KOJAK VARIETY is unique among the Rhino bonus discs in that it can
really stand entirely on its own, bearing little more than a thematic
connection to the album it accompanies. Like the original album, it
consists entirely of covers, but only one song comes from the KOJAK
sessions, and only one other is an alternate of a KOJAK track. This may
be the bonus disc which is most appealing to Costello fans who don't
share my fascination with the alternates which tend to dominate the
other bonus discs.
The 10 George Jones demos -- seven of them entirely unreleased -- are
simply wonderful. Although they're not overly polished, they sound more
complete than EC's demos ordinarily sound. They capture EC's voice at an
interesting point, immediately after recording THE JULIET LETTERS, when
he seems to have an extra confidence in his voice, and yet he sings
without any apparent effort to show off. In particular he holds the
notes longer than usual, and he does it without his trademark vibrato.

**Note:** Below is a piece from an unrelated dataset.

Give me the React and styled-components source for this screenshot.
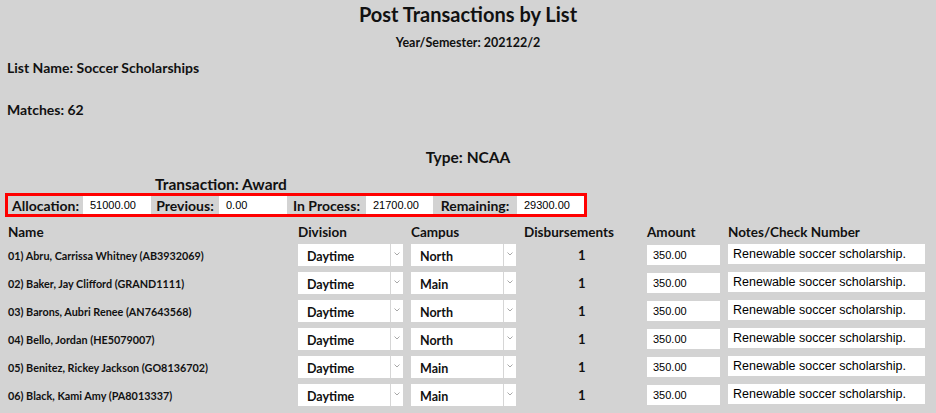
import React from 'react';
import styled, { createGlobalStyle } from 'styled-components';

const GlobalStyle = createGlobalStyle`
    html, body {
        margin: 0;
        padding: 0;
        background: #d3d3d3;
    }
    body {
        font-family: "Century Gothic", Lato, "Open Sans", sans-serif;
        font-weight: 700;
        color: #111;
    }
`;

const Page = styled.div`
    width: 936px;
    height: 413px;
    overflow: hidden;
`;

const Title = styled.h1`
    margin: 0;
    text-align: center;
    font-size: 20px;
    line-height: 28px;
    font-weight: 700;
`;

const InfoLine = styled.div`
    margin-top: ${p => p.$gap}px;
    padding-left: ${p => p.$indent || 0}px;
    text-align: ${p => (p.$center ? 'center' : 'left')};
    font-size: ${p => p.$size || 14}px;
    line-height: 18px;
`;

const TotalsBox = styled.div`
    display: flex;
    width: 576px;
    margin-left: 5px;
    border: 3px solid #ff0000;
`;

const TotalLabel = styled.div`
    width: ${p => p.$w}px;
    height: 18px;
    display: flex;
    align-items: center;
    justify-content: center;
    font-size: 14px;
`;

const TotalValue = styled.div`
    width: ${p => p.$w}px;
    height: 18px;
    box-sizing: border-box;
    padding-left: 7px;
    display: flex;
    align-items: center;
    background: #fff;
    font-family: "Liberation Sans", Arial, sans-serif;
    font-weight: 400;
    font-size: 11px;
    color: #000;
`;

const Grid = styled.div`
    display: grid;
    grid-template-columns: 290px 113px 113px 123px 81px 200px;
    padding-left: 8px;
    margin-top: 6px;
`;

const HeadCell = styled.div`
    height: 18px;
    line-height: 18px;
    font-size: 13.5px;
`;

const Cell = styled.div`
    height: 28px;
    display: flex;
    align-items: ${p => (p.$top ? 'flex-start' : 'center')};
    padding-top: ${p => (p.$top ? 3 : 0)}px;
    box-sizing: border-box;
`;

const NameText = styled.span`
    font-size: 10.8px;
`;

const SelectBox = styled.div`
    display: flex;
    width: 105px;
    height: 22px;
    background: #fff;
`;

const SelectText = styled.div`
    flex: 1;
    display: flex;
    align-items: center;
    padding-left: 9px;
    padding-top: 2px;
    font-size: 12.5px;
    border-right: 1px solid #d6d6d6;
`;

const SelectArrow = styled.div`
    width: 12px;
    display: flex;
    align-items: center;
    justify-content: center;
    padding-bottom: 3px;
`;

const Count = styled.div`
    padding-left: 54px;
    font-size: 13px;
`;

const TextInput = styled.div`
    width: ${p => p.$w}px;
    height: 20px;
    box-sizing: border-box;
    padding-left: ${p => p.$pad}px;
    display: flex;
    align-items: center;
    background: #fff;
    font-family: "Liberation Sans", Arial, sans-serif;
    font-weight: 400;
    font-size: ${p => p.$size}px;
    color: #000;
`;

const Chevron = () => (
    <svg width="6" height="4" viewBox="0 0 6 4">
        <path d="M0.5 0.5 L3 3 L5.5 0.5" fill="none" stroke="#a8a8a8" strokeWidth="1" />
    </svg>
);

const Select = ({ value }) => (
    <SelectBox>
        <SelectText>{value}</SelectText>
        <SelectArrow><Chevron /></SelectArrow>
    </SelectBox>
);

const rows = [
    { name: '01) Abru, Carrissa Whitney (AB3932069)', campus: 'North' },
    { name: '02) Baker, Jay Clifford (GRAND1111)', campus: 'Main' },
    { name: '03) Barons, Aubri Renee (AN7643568)', campus: 'North' },
    { name: '04) Bello, Jordan (HE5079007)', campus: 'North' },
    { name: '05) Benitez, Rickey Jackson (GO8136702)', campus: 'Main' },
    { name: '06) Black, Kami Amy (PA8013337)', campus: 'Main' },
];

export default function App() {
    return (
        <Page>
            <GlobalStyle />
            <Title>Post Transactions by List</Title>
            <InfoLine $center $gap={6} $size={12.5}>Year/Semester: 202122/2</InfoLine>
            <InfoLine $gap={7} $indent={7}>List Name: Soccer Scholarships</InfoLine>
            <InfoLine $gap={24} $indent={7}>Matches: 62</InfoLine>
            <InfoLine $center $gap={29} $size={15.5}>Type: NCAA</InfoLine>
            <InfoLine $gap={9} $indent={155} $size={15.5}>Transaction: Award</InfoLine>
            <TotalsBox>
                <TotalLabel $w={75}>Allocation:</TotalLabel>
                <TotalValue $w={68}>51000.00</TotalValue>
                <TotalLabel $w={68}>Previous:</TotalLabel>
                <TotalValue $w={68}>0.00</TotalValue>
                <TotalLabel $w={79}>In Process:</TotalLabel>
                <TotalValue $w={67}>21700.00</TotalValue>
                <TotalLabel $w={84}>Remaining:</TotalLabel>
                <TotalValue $w={67}>29300.00</TotalValue>
            </TotalsBox>
            <Grid>
                <HeadCell>Name</HeadCell>
                <HeadCell>Division</HeadCell>
                <HeadCell>Campus</HeadCell>
                <HeadCell>Disbursements</HeadCell>
                <HeadCell>Amount</HeadCell>
                <HeadCell>Notes/Check Number</HeadCell>
                {rows.map(r => (
                    <React.Fragment key={r.name}>
                        <Cell><NameText>{r.name}</NameText></Cell>
                        <Cell><Select value="Daytime" /></Cell>
                        <Cell><Select value={r.campus} /></Cell>
                        <Cell><Count>1</Count></Cell>
                        <Cell><TextInput $w={73} $pad={6} $size={11}>350.00</TextInput></Cell>
                        <Cell $top><TextInput $w={197} $pad={5} $size={12.5}>Renewable soccer scholarship.</TextInput></Cell>
                    </React.Fragment>
                ))}
            </Grid>
        </Page>
    );
}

This is presumably meant as an imitation of Jones' style, but the
resemblance is fairly subtle. I doubt anyone would pick up on it without
knowing the back story, because they work as Elvis Costello songs.
My favorite is "You're Gonna Make Me Lonesome When You Go," but I
wouldn't be surprised if I had a different favorite tomorrow, because
they all sound good to me. Even the most familiar song, "Pouring Water
on a Drowning Man," differs more from EC's other versions than you'd
probably expect. Several songs feature great multi-tracked harmonies.
The other half of the disc is devoted to previously available non-LP
covers. I like having these all gathered together, and they're nicely
sequenced, but I'm not going to review them track by track.